How to Turn Your Home Into a Moneymaking Star


During the Golden Age of Hollywood, film studios used soundstages and sets for their movies. But in recent years, with the rise of high definition screens, film producers aim to make their films more realistic. That means they often turn to real people's homes, rather than creating a set.

The immensely popular show House of Cards is one of the most recent and well-known examples. The Underwoods live in a stunning townhome in the heart of the D.C. area. That house is a real residence, located in Baltimore.

If you're willing to deal with film crews in your home, you can turn your abode into a lucrative source of income. The going rate for a film is the price of your monthly mortgage payment per day. That means if your mortgage is $1,500 a month, and the film crew needs your home for three days, you'll earn around $4,500.

Find out what renting your home out to filmmakers includes and how to get started.

What film producers look for

Filmmakers and commercial producers aren't just looking for mansions or luxury homes; they also need regular, average houses for their productions. They often need homes that reflect the character of the city they're portraying.

For example, the home featured in Breaking Bad isn't a sprawling mansion. The film crew searched for a home that reflected the style of Albuquerque, New Mexico and settled on this modest, '70s-style ranch. Everyday homes are needed for sitcoms and films all the time.

If the film is about the inner city, a Philadelphia row home may be the perfect fit. Or, if the film is a southern gothic, an older, Victorian-style home in Georgia may be just what they need. Homes with unique architectural details or picturesque views tend to get the most traction.

Other perks

Besides a nice check after production is over, there are other perks that come with renting out your home to a film crew.

Sometimes, the producers will decide they need to make certain improvements to your home. They may update the appliances, put in French doors, or even replace your countertops with granite. This is done at no charge to you, and you can keep whatever additions they make.

If you have to leave your home during filming, the production team will typically pay for you to stay at a hotel. You can get a nice mini-vacation while your home is making money.

Factors to consider

While you can make thousands by renting out your home, make sure you understand what it entails.

Depending on the production, you may have to vacate the home during filming, which means there will be dozens of strangers in your home when you aren't. Your home could go through additional wear and tear, as production people build props, set up special effects, or simply trod dirt in and out.

Also, make sure you know your area's rules and your neighbors' tolerance level. Your community may not welcome the added traffic, lights, and noise that a film production brings.

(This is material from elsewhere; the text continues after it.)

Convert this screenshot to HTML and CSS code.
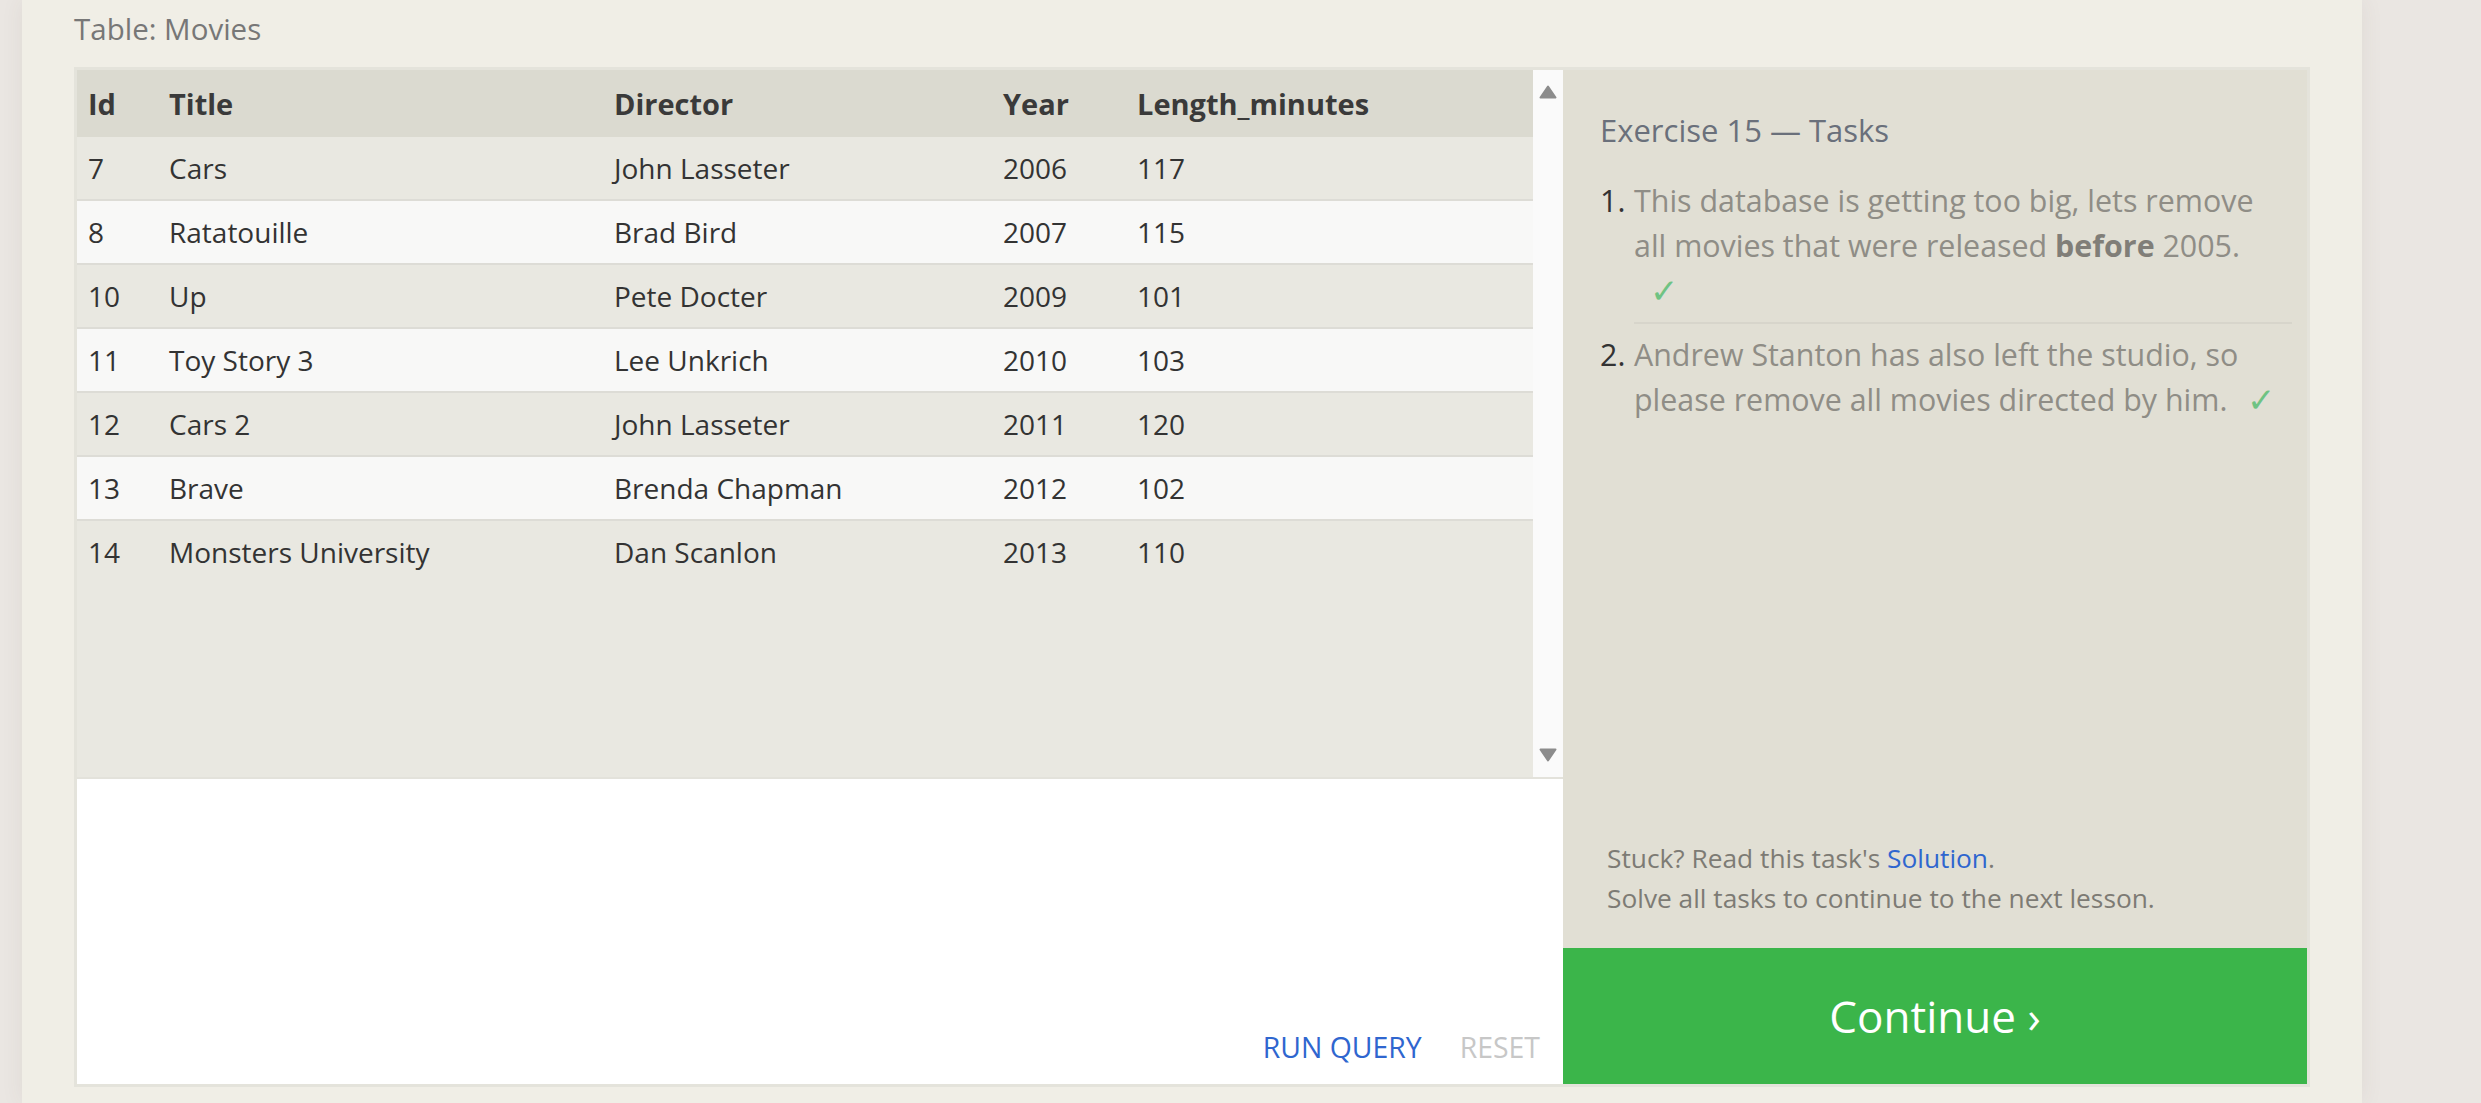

Finally, know that if your home is in a film or television show that becomes popular, you will have many people stop by to take pictures of your home. You can have unexpected visitors for years after production stops.

How to rent out your home

There are many different ways to find gigs for your home. While locations like Los Angeles and New York City are often the most in-demand (and command the highest rates), film crews nationwide need homes for their shoots. You can list your home in the following ways:

  • Contact your state's film commission. State film commissions maintain a listing of available homes for film producers.
  • List your home with Locations Hub. This is a national database of available homes for productions.

Another option is to consider renting out your home for commercials rather than movies. Local businesses and advertising agencies frequently film their own commercials, and need nearby homes. You can list your home with Set Scouter to get connected with local productions. According to Set Scouter, the average rate for a 12-hour day is $1,500.